Some states have banned pride flags in government buildings and classrooms. Others have pulled down rainbow crosswalks in the middle of cultural flashpoints like Orlando, where the Pulse nightclub massacre site has been turned into an altar of rainbow remembrance.

Universities like Angelo State in Texas have announced that faculty can be fired for promoting trans-queer ideology. Yet for every restriction, the activists demand more visibility, more days, more recognition, and more cultural saturation. It’s never enough.

But the problem is never only out there. Judgment begins with the household of God. The professing church is complicit when it winks, when it softens, when it treats this cult of rebellion as a matter of personal liberty instead of calling it what it is—open war against the Creator.

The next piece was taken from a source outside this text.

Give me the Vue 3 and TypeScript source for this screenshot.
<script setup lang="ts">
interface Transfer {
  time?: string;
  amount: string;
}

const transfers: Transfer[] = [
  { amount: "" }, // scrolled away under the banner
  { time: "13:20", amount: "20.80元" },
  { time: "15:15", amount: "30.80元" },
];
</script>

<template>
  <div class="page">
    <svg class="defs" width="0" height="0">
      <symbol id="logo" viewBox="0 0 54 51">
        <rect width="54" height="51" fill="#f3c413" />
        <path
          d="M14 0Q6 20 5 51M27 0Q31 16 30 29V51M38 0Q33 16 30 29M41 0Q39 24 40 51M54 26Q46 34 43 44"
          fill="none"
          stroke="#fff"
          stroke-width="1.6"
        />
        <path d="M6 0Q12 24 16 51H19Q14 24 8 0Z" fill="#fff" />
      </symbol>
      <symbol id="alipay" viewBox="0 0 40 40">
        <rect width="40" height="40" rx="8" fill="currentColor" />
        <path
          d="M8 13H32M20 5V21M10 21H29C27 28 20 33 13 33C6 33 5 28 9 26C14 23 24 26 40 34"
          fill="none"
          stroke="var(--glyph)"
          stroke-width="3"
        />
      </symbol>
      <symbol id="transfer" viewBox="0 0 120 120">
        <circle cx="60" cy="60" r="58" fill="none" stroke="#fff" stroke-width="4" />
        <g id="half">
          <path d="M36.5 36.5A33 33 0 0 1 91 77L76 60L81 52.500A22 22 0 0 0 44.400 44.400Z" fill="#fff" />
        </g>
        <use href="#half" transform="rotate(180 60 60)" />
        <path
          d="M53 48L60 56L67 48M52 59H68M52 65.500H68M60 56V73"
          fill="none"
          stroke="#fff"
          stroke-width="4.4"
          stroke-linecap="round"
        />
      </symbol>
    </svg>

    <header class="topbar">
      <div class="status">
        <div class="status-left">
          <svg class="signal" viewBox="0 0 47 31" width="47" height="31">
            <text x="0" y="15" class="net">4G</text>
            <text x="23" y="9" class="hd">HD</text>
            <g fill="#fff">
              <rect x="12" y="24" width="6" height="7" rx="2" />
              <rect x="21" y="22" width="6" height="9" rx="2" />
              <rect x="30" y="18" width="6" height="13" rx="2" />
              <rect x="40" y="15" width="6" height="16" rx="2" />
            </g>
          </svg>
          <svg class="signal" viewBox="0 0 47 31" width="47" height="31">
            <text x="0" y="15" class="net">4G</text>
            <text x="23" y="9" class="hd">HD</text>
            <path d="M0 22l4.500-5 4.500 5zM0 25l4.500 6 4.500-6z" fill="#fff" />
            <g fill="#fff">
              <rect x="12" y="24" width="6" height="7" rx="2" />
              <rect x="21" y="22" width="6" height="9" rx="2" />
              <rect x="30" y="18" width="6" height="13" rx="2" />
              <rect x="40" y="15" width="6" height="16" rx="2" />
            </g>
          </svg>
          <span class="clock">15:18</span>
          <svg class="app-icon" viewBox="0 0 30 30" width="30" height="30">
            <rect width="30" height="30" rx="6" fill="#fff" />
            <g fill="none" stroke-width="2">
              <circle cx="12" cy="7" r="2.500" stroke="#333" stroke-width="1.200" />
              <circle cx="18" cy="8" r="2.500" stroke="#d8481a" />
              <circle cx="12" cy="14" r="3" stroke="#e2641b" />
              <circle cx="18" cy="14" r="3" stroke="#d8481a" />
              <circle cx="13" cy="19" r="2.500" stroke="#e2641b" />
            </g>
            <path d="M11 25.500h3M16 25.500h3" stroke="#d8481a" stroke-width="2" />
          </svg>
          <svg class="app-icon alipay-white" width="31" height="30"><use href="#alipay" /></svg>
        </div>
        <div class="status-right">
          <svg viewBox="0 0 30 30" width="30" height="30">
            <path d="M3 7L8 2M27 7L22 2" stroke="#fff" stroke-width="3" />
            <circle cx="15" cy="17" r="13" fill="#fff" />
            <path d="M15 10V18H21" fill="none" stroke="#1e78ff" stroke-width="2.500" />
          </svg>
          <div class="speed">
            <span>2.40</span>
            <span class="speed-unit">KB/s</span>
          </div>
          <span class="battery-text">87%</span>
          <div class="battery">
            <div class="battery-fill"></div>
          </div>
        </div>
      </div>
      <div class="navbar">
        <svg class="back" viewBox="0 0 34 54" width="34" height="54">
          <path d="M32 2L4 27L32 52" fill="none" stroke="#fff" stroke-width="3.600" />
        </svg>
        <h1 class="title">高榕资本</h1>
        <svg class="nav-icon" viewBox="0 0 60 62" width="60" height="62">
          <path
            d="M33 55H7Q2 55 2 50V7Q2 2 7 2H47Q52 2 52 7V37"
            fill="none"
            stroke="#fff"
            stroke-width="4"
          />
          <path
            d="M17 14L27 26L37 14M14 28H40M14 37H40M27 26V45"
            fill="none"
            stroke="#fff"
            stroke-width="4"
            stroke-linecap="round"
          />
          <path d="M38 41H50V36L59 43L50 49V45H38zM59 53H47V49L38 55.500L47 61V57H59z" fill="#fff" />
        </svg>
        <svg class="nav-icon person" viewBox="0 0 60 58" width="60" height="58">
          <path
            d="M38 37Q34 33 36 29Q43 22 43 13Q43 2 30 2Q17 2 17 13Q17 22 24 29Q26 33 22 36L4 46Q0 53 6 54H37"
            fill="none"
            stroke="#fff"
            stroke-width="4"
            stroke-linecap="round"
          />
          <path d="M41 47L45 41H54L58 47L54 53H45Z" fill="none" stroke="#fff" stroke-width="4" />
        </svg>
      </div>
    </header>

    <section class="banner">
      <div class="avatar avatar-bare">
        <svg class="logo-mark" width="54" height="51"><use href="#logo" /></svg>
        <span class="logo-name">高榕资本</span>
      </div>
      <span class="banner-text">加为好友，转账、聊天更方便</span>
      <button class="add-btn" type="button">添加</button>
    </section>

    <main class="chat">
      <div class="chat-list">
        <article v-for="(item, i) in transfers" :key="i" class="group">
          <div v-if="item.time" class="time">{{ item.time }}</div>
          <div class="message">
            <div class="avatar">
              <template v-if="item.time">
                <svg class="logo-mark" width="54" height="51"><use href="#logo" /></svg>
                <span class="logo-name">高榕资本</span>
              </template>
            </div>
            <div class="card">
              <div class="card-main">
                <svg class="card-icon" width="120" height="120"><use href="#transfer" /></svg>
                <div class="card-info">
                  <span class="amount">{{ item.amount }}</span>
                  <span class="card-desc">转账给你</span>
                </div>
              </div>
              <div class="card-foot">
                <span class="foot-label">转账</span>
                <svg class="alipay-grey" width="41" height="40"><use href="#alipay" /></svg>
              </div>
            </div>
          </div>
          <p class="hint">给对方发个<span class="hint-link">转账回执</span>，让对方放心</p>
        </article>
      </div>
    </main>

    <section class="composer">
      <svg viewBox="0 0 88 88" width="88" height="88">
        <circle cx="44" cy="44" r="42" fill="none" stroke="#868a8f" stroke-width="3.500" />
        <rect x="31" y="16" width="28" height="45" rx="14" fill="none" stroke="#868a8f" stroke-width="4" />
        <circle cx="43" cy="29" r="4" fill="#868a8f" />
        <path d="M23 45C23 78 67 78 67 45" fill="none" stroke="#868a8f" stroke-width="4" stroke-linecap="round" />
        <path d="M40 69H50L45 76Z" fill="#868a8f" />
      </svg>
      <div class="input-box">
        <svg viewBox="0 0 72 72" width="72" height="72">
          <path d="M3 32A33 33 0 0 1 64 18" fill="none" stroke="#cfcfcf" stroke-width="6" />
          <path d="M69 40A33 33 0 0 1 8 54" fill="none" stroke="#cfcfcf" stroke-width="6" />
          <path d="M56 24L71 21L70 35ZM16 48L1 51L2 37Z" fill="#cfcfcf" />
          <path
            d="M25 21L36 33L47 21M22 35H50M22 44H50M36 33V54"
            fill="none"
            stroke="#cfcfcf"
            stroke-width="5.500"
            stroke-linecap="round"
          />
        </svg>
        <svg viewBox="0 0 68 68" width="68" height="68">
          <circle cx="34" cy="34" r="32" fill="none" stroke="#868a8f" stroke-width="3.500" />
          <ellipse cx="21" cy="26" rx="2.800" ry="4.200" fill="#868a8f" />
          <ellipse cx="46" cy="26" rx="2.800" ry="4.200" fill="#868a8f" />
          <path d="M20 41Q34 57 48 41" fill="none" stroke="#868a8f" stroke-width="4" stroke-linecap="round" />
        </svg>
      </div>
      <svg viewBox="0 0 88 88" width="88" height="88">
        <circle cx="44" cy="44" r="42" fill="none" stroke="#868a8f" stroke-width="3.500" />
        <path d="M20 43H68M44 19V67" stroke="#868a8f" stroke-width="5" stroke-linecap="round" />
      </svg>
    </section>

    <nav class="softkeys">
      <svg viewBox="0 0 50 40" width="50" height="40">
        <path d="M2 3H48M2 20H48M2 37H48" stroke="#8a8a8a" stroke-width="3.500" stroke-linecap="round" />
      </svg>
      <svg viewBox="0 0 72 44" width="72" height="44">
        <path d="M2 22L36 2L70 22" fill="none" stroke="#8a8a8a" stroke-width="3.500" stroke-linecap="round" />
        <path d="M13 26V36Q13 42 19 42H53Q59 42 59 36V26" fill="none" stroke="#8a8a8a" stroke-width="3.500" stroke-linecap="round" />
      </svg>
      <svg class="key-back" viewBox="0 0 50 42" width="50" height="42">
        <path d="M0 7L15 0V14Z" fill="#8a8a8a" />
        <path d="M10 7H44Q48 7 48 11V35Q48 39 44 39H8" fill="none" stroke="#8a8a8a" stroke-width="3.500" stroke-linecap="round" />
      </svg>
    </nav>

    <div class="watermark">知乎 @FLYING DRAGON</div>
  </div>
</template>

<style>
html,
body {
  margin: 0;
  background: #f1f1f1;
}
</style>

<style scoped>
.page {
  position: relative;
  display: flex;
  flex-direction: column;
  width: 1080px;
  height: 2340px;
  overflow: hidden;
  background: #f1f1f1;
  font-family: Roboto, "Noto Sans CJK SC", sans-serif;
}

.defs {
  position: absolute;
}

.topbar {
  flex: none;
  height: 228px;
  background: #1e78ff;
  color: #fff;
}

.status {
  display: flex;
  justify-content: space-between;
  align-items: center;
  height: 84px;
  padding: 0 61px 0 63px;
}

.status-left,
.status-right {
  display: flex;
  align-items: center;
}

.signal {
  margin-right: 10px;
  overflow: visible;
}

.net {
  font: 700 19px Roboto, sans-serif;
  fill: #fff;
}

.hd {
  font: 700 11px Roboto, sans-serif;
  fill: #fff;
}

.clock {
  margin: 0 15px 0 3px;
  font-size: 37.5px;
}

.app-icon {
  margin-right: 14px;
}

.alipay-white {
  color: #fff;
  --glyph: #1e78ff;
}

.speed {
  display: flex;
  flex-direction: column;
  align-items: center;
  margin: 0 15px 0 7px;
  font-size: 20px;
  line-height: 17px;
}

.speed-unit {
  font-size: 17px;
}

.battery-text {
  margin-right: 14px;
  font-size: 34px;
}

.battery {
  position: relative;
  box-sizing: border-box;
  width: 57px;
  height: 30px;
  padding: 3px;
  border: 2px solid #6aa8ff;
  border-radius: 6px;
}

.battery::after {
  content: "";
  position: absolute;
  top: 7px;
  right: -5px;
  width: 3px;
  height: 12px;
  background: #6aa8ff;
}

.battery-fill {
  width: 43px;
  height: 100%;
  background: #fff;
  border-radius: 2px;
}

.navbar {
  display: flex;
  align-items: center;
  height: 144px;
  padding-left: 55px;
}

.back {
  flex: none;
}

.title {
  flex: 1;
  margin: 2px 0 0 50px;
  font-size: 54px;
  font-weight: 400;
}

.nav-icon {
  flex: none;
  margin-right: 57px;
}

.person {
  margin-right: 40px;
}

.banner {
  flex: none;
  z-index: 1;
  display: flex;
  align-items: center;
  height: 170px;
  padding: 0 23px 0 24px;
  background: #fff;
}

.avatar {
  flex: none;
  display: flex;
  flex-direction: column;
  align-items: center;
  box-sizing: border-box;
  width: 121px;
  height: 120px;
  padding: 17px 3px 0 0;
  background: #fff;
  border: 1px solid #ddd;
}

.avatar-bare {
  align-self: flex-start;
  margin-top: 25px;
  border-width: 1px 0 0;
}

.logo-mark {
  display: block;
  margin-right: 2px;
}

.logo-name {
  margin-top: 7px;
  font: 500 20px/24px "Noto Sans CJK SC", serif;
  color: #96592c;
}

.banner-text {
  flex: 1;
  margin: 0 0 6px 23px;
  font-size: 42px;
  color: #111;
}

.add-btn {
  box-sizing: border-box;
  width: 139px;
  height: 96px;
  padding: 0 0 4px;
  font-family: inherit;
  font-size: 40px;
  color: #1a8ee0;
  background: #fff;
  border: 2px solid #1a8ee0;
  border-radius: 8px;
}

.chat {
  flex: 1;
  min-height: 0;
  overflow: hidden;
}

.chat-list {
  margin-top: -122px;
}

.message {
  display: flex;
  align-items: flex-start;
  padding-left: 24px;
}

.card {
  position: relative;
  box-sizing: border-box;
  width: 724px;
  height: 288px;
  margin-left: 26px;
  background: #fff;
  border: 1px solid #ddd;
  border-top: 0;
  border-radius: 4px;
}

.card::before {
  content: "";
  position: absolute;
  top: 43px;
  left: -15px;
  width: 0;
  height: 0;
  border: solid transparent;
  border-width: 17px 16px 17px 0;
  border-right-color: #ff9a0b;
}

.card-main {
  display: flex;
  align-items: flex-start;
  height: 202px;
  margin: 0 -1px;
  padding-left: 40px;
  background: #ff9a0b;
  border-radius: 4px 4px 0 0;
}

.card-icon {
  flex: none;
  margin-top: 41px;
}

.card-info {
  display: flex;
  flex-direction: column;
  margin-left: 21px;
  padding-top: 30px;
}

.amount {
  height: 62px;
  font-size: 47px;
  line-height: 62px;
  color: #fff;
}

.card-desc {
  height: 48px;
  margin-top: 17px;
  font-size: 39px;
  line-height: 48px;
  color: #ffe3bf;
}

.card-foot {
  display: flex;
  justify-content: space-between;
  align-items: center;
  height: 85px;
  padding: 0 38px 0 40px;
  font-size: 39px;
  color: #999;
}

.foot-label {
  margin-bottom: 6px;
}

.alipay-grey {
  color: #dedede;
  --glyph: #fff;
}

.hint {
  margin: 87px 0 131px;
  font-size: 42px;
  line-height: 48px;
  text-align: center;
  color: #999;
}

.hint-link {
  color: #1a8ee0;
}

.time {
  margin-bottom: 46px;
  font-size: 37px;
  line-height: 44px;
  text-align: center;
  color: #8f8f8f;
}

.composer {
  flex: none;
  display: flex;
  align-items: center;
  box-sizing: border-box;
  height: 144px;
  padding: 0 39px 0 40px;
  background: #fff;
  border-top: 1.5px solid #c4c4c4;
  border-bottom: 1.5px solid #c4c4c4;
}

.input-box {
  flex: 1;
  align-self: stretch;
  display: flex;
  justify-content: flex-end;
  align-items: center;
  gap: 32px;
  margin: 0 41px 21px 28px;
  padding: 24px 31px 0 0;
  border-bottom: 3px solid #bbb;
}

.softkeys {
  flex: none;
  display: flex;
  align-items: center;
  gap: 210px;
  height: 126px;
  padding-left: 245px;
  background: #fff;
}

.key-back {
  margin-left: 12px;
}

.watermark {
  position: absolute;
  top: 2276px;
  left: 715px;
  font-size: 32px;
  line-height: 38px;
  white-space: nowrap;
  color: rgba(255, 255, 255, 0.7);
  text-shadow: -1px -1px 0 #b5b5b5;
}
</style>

When the church treats visibility as harmless and preaches that the Scriptures only whisper about such sin, it’s no better than Israel bowing before Baal. God will not leave His name mocked. What the world wants visible is not identity but idolatry. And Scripture has already promised us where idolatry ends—in wrath, in exile, in destruction, and for some, by His grace, in the breaking that leads to repentance.

“Such were some of you,” Paul tells the Corinthians, reminding them that homosexuality and every sexual sin belongs to the category of “were,” not “are.” Christ redeems, He restores, and He makes new. But never once does He celebrate rebellion.

So when I hear of yet another “day of visibility”—this time for “bisexuality,” whatever that is—I don’t see a people starving for acknowledgment. I see a people starved of the gospel. And I see a church that had better stop pretending this is just culture doing what culture does.

God has made Himself visible already—in creation, in His Word, in His Son. No parade, no hashtag, and no contrived day on a calendar will ever erase that.